Short exercise – Wherever the string "TypeScript" occurs in a line of these records, report that line.
· · · · ·
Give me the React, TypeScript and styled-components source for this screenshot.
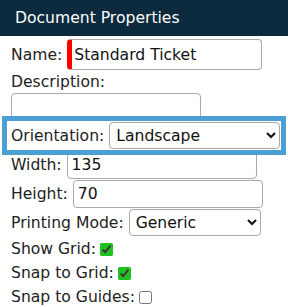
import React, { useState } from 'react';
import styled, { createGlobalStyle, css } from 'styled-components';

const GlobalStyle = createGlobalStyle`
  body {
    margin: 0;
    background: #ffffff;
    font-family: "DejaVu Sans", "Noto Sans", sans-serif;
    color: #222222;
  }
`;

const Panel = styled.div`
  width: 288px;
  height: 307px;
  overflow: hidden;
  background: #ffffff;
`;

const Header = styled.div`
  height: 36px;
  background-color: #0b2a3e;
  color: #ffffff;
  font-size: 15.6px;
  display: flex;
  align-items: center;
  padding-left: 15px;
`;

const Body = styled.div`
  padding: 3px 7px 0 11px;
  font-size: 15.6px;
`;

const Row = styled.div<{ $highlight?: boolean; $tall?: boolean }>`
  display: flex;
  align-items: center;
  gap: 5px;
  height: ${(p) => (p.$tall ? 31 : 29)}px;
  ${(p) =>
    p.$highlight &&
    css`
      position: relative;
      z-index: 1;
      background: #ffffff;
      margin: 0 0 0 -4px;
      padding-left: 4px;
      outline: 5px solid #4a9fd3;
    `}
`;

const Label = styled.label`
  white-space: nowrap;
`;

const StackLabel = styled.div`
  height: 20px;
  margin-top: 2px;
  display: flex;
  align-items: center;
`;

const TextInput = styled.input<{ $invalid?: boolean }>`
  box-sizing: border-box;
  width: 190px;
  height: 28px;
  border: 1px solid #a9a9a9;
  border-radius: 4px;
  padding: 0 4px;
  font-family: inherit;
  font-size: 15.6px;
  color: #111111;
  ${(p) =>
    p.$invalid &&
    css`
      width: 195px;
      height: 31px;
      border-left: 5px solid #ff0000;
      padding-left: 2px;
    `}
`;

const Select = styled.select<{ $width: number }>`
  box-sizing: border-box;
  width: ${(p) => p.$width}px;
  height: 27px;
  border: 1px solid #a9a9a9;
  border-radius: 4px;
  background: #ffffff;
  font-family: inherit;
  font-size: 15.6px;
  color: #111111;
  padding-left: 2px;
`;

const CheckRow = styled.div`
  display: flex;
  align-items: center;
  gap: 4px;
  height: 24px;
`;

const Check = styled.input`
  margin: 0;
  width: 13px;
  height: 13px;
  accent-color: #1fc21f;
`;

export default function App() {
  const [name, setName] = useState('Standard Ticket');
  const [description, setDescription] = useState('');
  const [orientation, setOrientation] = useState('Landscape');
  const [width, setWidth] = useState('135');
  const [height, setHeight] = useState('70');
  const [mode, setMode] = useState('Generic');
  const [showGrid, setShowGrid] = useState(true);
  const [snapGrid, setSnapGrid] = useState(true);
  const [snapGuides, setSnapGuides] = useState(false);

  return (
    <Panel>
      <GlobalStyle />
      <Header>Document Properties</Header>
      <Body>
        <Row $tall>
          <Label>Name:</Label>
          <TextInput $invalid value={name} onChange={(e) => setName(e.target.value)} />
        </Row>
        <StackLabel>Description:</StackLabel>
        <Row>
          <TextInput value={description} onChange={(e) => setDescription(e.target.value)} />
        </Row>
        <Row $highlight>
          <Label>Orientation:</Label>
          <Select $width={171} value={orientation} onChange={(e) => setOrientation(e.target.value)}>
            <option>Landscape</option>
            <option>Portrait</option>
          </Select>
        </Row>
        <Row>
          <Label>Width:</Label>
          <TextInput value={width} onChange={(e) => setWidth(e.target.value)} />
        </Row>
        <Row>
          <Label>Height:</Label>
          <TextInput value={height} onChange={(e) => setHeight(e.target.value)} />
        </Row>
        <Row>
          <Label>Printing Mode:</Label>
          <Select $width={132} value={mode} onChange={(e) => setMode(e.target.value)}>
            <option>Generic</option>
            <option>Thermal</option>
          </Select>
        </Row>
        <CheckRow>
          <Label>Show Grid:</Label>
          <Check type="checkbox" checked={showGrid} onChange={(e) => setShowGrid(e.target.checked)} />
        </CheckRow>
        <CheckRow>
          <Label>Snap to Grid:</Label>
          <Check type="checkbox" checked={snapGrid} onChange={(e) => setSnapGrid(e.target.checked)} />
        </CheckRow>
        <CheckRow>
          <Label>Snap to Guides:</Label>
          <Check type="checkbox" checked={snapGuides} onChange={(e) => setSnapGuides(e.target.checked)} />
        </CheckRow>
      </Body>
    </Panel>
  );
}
· · · · ·
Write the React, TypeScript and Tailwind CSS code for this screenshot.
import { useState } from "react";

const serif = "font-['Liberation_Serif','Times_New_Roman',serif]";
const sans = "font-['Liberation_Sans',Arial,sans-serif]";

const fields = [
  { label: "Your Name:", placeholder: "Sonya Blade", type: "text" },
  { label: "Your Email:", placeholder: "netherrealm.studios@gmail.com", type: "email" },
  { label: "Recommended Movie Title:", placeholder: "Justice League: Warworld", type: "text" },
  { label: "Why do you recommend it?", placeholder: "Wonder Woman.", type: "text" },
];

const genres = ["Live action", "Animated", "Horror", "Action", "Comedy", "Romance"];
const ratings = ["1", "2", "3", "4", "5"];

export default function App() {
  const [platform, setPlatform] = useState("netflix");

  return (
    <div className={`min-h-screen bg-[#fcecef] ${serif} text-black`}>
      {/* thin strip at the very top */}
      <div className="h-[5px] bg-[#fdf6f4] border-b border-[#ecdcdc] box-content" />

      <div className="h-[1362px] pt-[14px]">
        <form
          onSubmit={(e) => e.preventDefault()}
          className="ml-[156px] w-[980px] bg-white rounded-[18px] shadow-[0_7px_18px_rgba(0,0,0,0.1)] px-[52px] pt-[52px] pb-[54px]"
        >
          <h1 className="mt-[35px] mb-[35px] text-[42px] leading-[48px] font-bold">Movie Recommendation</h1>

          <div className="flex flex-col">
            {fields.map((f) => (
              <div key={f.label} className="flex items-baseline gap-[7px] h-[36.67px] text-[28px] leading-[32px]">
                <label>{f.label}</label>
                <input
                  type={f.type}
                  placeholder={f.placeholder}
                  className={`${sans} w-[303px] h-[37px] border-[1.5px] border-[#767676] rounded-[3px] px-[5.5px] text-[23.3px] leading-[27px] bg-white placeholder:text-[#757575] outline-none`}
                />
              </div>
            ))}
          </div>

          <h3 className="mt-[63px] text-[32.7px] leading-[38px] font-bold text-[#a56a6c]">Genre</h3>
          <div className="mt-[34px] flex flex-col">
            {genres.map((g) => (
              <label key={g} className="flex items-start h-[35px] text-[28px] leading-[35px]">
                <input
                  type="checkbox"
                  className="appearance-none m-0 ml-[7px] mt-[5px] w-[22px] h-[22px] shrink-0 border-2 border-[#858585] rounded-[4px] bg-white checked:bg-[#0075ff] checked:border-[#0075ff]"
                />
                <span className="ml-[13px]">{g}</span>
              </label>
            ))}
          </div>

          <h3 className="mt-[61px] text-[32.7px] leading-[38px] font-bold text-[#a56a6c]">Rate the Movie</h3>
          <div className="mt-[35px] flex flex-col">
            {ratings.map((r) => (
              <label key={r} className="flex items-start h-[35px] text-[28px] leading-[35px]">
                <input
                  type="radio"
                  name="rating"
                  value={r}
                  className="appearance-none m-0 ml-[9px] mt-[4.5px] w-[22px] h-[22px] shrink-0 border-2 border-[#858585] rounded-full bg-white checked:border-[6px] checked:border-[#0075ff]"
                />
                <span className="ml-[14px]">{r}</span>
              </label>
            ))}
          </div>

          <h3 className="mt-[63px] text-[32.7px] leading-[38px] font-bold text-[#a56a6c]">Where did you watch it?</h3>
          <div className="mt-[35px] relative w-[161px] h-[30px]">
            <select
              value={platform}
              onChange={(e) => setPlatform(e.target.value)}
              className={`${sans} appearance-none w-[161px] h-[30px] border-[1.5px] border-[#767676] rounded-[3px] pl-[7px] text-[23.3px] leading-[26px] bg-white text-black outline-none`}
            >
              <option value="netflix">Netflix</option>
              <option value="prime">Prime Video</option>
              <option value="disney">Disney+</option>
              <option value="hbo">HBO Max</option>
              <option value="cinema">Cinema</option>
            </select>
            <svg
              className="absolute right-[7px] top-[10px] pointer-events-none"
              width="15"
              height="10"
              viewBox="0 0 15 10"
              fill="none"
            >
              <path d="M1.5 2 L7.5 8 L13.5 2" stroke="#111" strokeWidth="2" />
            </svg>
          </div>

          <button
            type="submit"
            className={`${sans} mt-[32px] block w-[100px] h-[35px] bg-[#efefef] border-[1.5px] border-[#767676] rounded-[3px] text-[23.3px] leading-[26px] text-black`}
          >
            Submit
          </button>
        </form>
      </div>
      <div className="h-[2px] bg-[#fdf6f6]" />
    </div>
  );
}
· · · · ·
Response to this exercise –
Give me the React, TypeScript and styled-components source for this screenshot.
Write the React, TypeScript and Tailwind CSS code for this screenshot.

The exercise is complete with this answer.